Task:
Write every line out verbatim and omit the pictures.

** START Data section **

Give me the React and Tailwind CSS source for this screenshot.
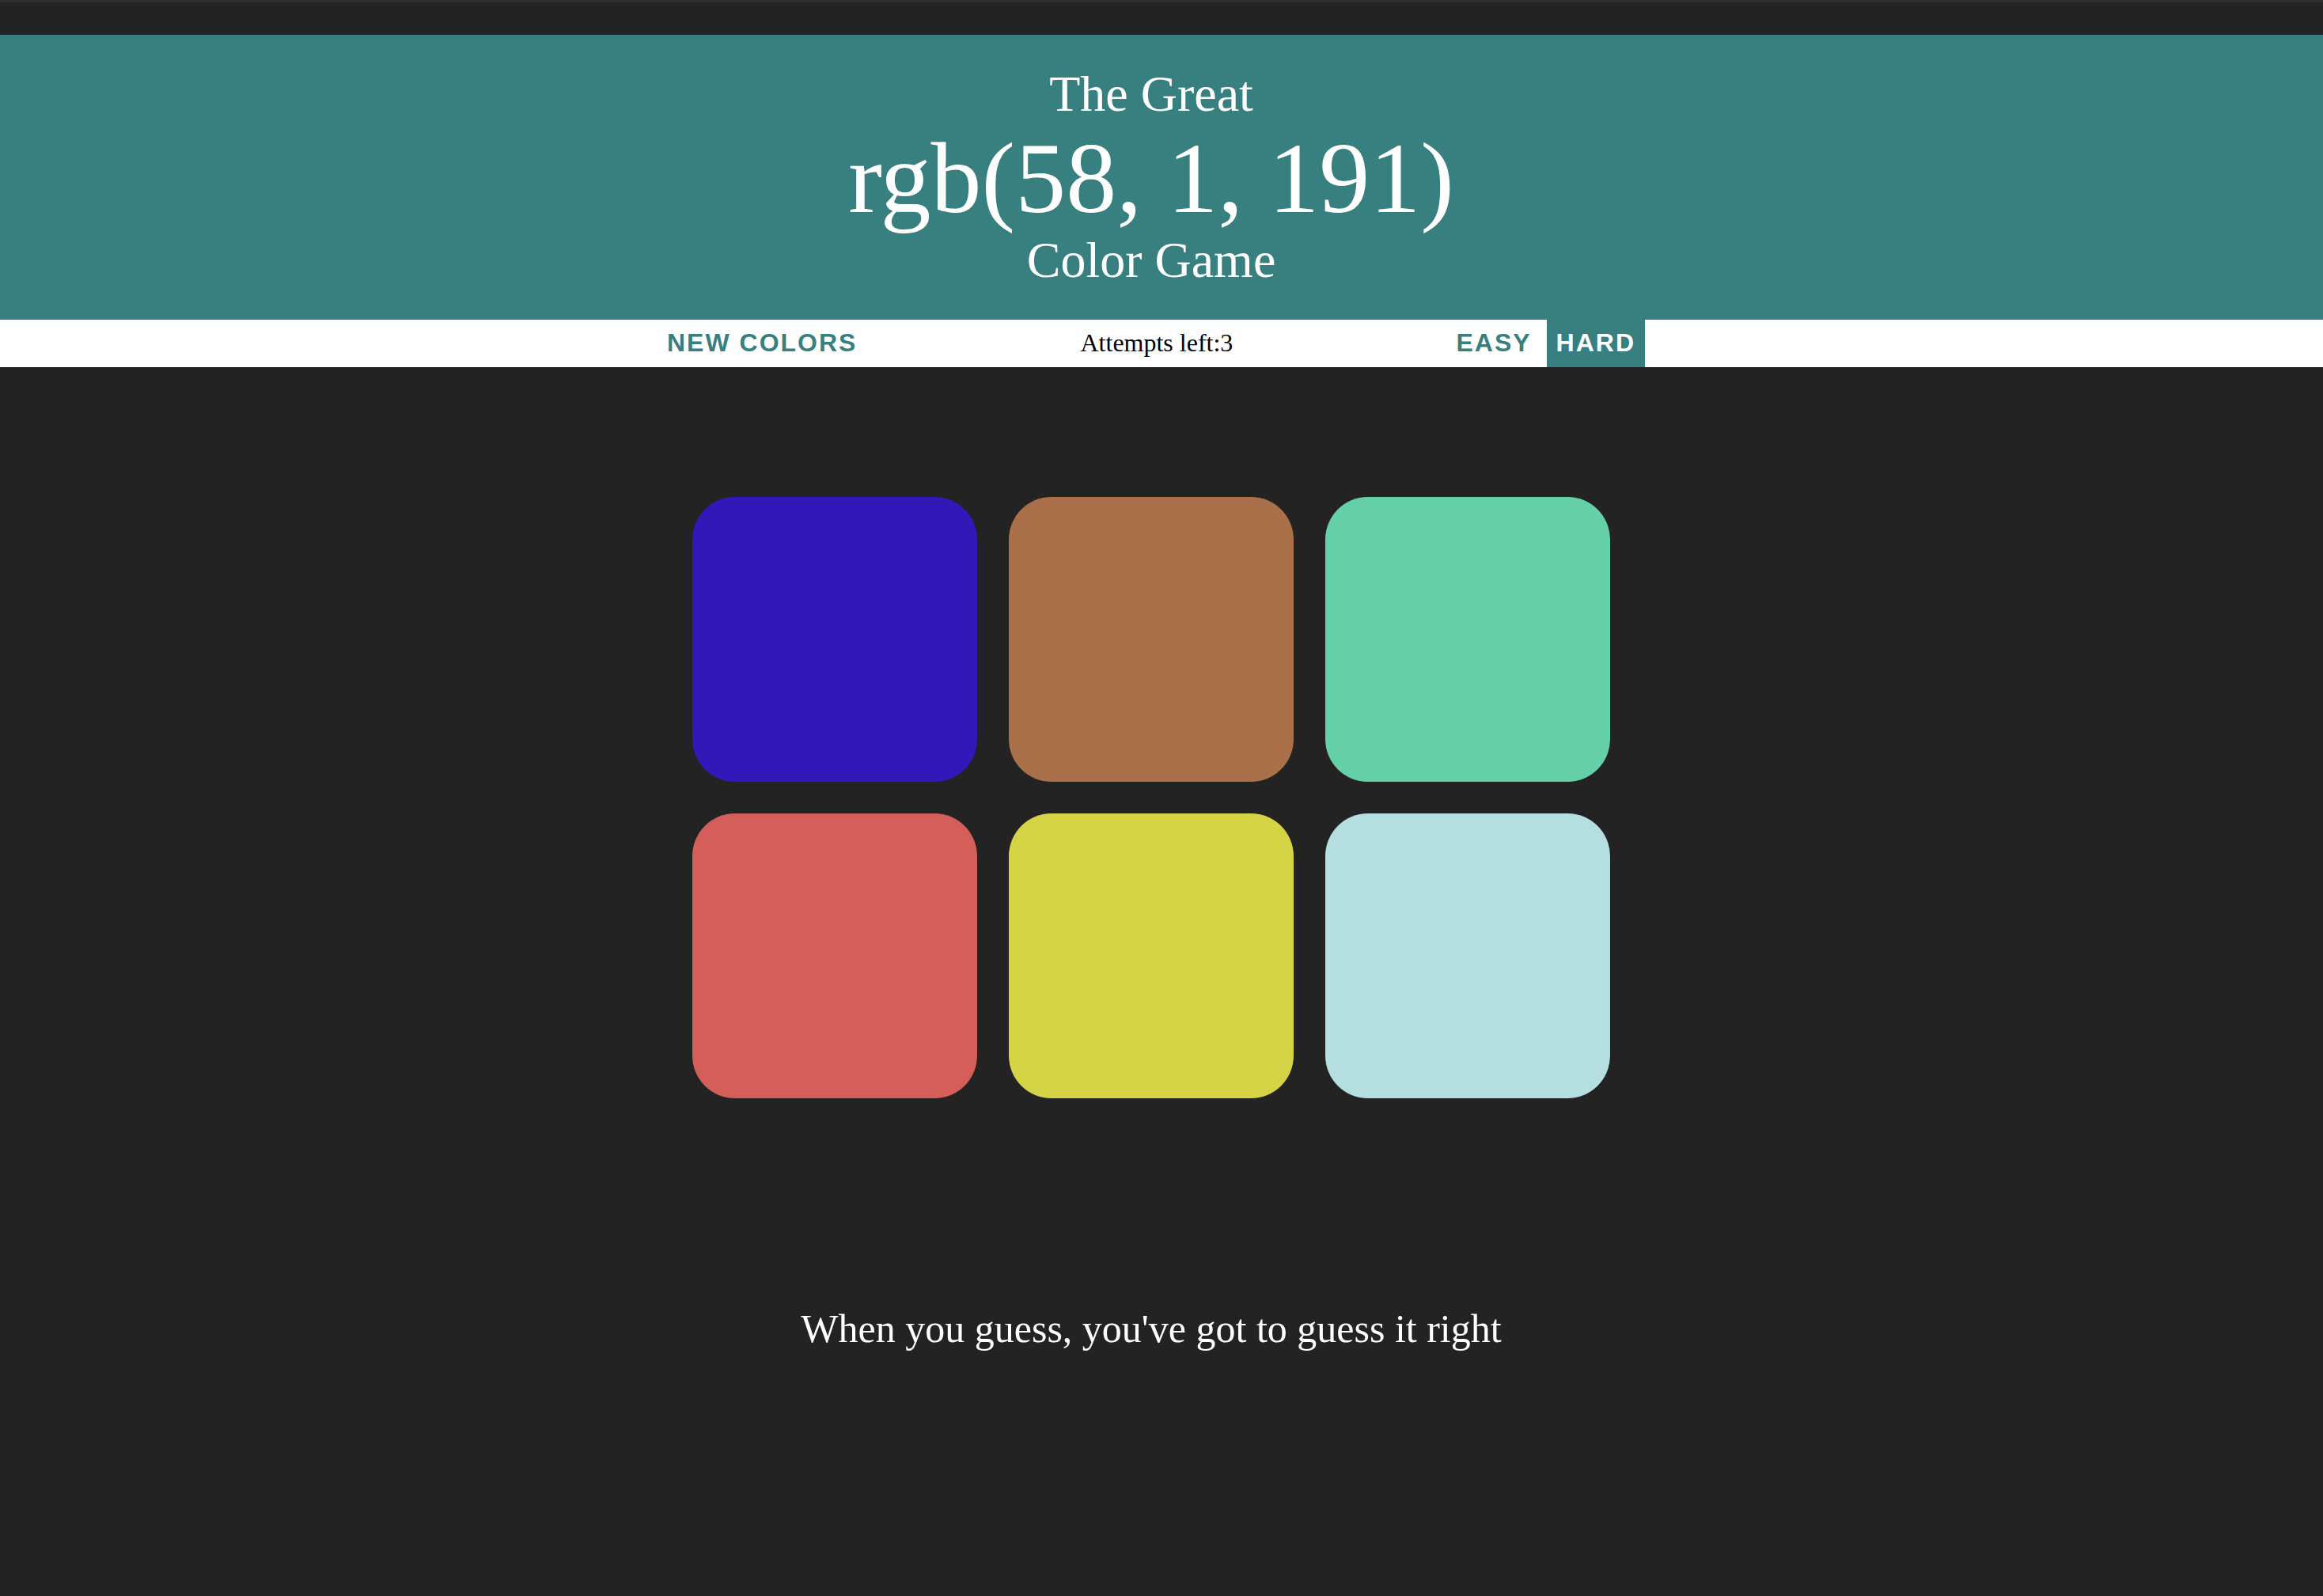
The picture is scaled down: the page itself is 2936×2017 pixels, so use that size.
export default function App() {
  const colors = ["#3218b8", "#a97049", "#66d1a8", "#d45f5a", "#d5d447", "#b5dee0"];
  const serif = { fontFamily: '"Liberation Serif", "Times New Roman", serif' };
  const sans = { fontFamily: '"Liberation Sans", Arial, sans-serif' };
  return (
    <div className="min-h-[2017px] bg-[#232323] flex flex-col" style={serif}>
      <div className="h-[3px] bg-[#2e2e31]" />
      <div className="h-[41px]" />
      <header className="bg-[#387f80] text-white pt-[40px] pb-[39px] pr-[26px] flex flex-col items-center font-normal">
        <div className="text-[64px] leading-[70.4px]">The Great</div>
        <div className="text-[128px] leading-[137px] pt-[3px]">rgb(58, 1, 191)</div>
        <div className="text-[64px] leading-[70.4px]">Color Game</div>
      </header>
      <nav className="bg-white h-[60px] pr-[26px] flex justify-center items-stretch">
        <div className="flex items-stretch">
          <button
            className="h-full px-[12px] pb-[2px] text-[32px] font-bold uppercase tracking-[2px] text-[#387f80] bg-white"
            style={sans}
          >
            New Colors
          </button>
          <div className="w-[587px] ml-[73px] pb-[2px] flex items-center justify-center text-[32px] text-black">
            Attempts left:3
          </div>
          <div className="ml-[73px] flex items-stretch gap-[7px]">
            <button
              className="h-full px-[12px] pb-[2px] text-[32px] font-bold uppercase tracking-[2px] text-[#387f80] bg-white"
              style={sans}
            >
              Easy
            </button>
            <button
              className="h-full px-[12px] pb-[2px] text-[32px] font-bold uppercase tracking-[2px] text-white bg-[#387f80]"
              style={sans}
            >
              Hard
            </button>
          </div>
        </div>
      </nav>
      <main className="pr-[26px] flex flex-col items-center">
        <div className="mt-[164px] grid grid-cols-3 gap-[40px]">
          {colors.map((c, i) => (
            <div
              key={i}
              className="w-[360px] h-[360px] rounded-[54px]"
              style={{ backgroundColor: c }}
            />
          ))}
        </div>
        <p className="mt-[261px] text-[50px] leading-[60px] text-white">
          When you guess, you've got to guess it right
        </p>
      </main>
    </div>
  );
}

** END Data section **

Output below:
Give me the React and Tailwind CSS source for this screenshot.
The picture is scaled down: the page itself is 2936×2017 pixels, so use that size.
export default function App() {
  const colors = ["#3218b8", "#a97049", "#66d1a8", "#d45f5a", "#d5d447", "#b5dee0"];
  const serif = { fontFamily: '"Liberation Serif", "Times New Roman", serif' };
  const sans = { fontFamily: '"Liberation Sans", Arial, sans-serif' };
  return (
    <div className="min-h-[2017px] bg-[#232323] flex flex-col" style={serif}>
      <div className="h-[3px] bg-[#2e2e31]" />
      <div className="h-[41px]" />
      <header className="bg-[#387f80] text-white pt-[40px] pb-[39px] pr-[26px] flex flex-col items-center font-normal">
        <div className="text-[64px] leading-[70.4px]">The Great</div>
        <div className="text-[128px] leading-[137px] pt-[3px]">rgb(58, 1, 191)</div>
        <div className="text-[64px] leading-[70.4px]">Color Game</div>
      </header>
      <nav className="bg-white h-[60px] pr-[26px] flex justify-center items-stretch">
        <div className="flex items-stretch">
          <button
            className="h-full px-[12px] pb-[2px] text-[32px] font-bold uppercase tracking-[2px] text-[#387f80] bg-white"
            style={sans}
          >
            New Colors
          </button>
          <div className="w-[587px] ml-[73px] pb-[2px] flex items-center justify-center text-[32px] text-black">
            Attempts left:3
          </div>
          <div className="ml-[73px] flex items-stretch gap-[7px]">
            <button
              className="h-full px-[12px] pb-[2px] text-[32px] font-bold uppercase tracking-[2px] text-[#387f80] bg-white"
              style={sans}
            >
              Easy
            </button>
            <button
              className="h-full px-[12px] pb-[2px] text-[32px] font-bold uppercase tracking-[2px] text-white bg-[#387f80]"
              style={sans}
            >
              Hard
            </button>
          </div>
        </div>
      </nav>
      <main className="pr-[26px] flex flex-col items-center">
        <div className="mt-[164px] grid grid-cols-3 gap-[40px]">
          {colors.map((c, i) => (
            <div
              key={i}
              className="w-[360px] h-[360px] rounded-[54px]"
              style={{ backgroundColor: c }}
            />
          ))}
        </div>
        <p className="mt-[261px] text-[50px] leading-[60px] text-white">
          When you guess, you've got to guess it right
        </p>
      </main>
    </div>
  );
}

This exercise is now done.